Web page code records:
....

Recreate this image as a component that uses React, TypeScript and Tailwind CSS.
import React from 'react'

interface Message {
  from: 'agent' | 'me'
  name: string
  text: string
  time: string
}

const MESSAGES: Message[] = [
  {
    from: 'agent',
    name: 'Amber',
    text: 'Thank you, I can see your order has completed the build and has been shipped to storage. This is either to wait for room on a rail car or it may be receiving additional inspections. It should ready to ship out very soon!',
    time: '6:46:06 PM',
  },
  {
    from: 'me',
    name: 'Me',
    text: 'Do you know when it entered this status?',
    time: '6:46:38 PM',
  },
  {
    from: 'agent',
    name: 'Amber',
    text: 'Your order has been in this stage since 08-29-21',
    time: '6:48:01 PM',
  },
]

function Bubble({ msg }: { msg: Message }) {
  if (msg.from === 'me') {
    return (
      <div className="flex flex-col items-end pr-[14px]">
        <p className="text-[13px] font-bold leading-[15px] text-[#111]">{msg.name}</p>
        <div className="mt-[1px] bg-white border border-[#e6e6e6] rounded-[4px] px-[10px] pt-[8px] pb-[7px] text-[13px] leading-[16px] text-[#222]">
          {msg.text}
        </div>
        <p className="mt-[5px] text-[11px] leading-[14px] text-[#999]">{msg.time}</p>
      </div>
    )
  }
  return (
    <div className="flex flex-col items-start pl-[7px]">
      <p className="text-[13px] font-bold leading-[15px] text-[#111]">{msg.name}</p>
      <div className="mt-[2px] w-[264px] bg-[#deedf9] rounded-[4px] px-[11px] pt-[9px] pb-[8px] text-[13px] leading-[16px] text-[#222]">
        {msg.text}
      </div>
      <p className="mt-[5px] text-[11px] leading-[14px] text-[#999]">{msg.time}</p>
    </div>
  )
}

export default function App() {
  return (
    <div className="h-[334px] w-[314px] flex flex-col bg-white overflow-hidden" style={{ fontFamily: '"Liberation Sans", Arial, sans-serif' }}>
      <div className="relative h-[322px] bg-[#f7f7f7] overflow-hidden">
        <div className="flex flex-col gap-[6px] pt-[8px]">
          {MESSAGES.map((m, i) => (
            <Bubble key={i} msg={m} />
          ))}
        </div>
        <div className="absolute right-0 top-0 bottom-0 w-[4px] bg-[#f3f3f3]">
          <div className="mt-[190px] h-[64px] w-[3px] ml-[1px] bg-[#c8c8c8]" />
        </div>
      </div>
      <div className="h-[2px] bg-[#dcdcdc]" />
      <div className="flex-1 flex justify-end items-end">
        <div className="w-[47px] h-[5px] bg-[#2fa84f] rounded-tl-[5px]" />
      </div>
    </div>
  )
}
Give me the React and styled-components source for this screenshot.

....

> YOUR INSTRUCTIONS: Extract the full listing above without altering anything.

> WRITTEN RESPONSE:
Recreate this image as a component that uses React, TypeScript and Tailwind CSS.
import React from 'react'

interface Message {
  from: 'agent' | 'me'
  name: string
  text: string
  time: string
}

const MESSAGES: Message[] = [
  {
    from: 'agent',
    name: 'Amber',
    text: 'Thank you, I can see your order has completed the build and has been shipped to storage. This is either to wait for room on a rail car or it may be receiving additional inspections. It should ready to ship out very soon!',
    time: '6:46:06 PM',
  },
  {
    from: 'me',
    name: 'Me',
    text: 'Do you know when it entered this status?',
    time: '6:46:38 PM',
  },
  {
    from: 'agent',
    name: 'Amber',
    text: 'Your order has been in this stage since 08-29-21',
    time: '6:48:01 PM',
  },
]

function Bubble({ msg }: { msg: Message }) {
  if (msg.from === 'me') {
    return (
      <div className="flex flex-col items-end pr-[14px]">
        <p className="text-[13px] font-bold leading-[15px] text-[#111]">{msg.name}</p>
        <div className="mt-[1px] bg-white border border-[#e6e6e6] rounded-[4px] px-[10px] pt-[8px] pb-[7px] text-[13px] leading-[16px] text-[#222]">
          {msg.text}
        </div>
        <p className="mt-[5px] text-[11px] leading-[14px] text-[#999]">{msg.time}</p>
      </div>
    )
  }
  return (
    <div className="flex flex-col items-start pl-[7px]">
      <p className="text-[13px] font-bold leading-[15px] text-[#111]">{msg.name}</p>
      <div className="mt-[2px] w-[264px] bg-[#deedf9] rounded-[4px] px-[11px] pt-[9px] pb-[8px] text-[13px] leading-[16px] text-[#222]">
        {msg.text}
      </div>
      <p className="mt-[5px] text-[11px] leading-[14px] text-[#999]">{msg.time}</p>
    </div>
  )
}

export default function App() {
  return (
    <div className="h-[334px] w-[314px] flex flex-col bg-white overflow-hidden" style={{ fontFamily: '"Liberation Sans", Arial, sans-serif' }}>
      <div className="relative h-[322px] bg-[#f7f7f7] overflow-hidden">
        <div className="flex flex-col gap-[6px] pt-[8px]">
          {MESSAGES.map((m, i) => (
            <Bubble key={i} msg={m} />
          ))}
        </div>
        <div className="absolute right-0 top-0 bottom-0 w-[4px] bg-[#f3f3f3]">
          <div className="mt-[190px] h-[64px] w-[3px] ml-[1px] bg-[#c8c8c8]" />
        </div>
      </div>
      <div className="h-[2px] bg-[#dcdcdc]" />
      <div className="flex-1 flex justify-end items-end">
        <div className="w-[47px] h-[5px] bg-[#2fa84f] rounded-tl-[5px]" />
      </div>
    </div>
  )
}
Give me the React and styled-components source for this screenshot.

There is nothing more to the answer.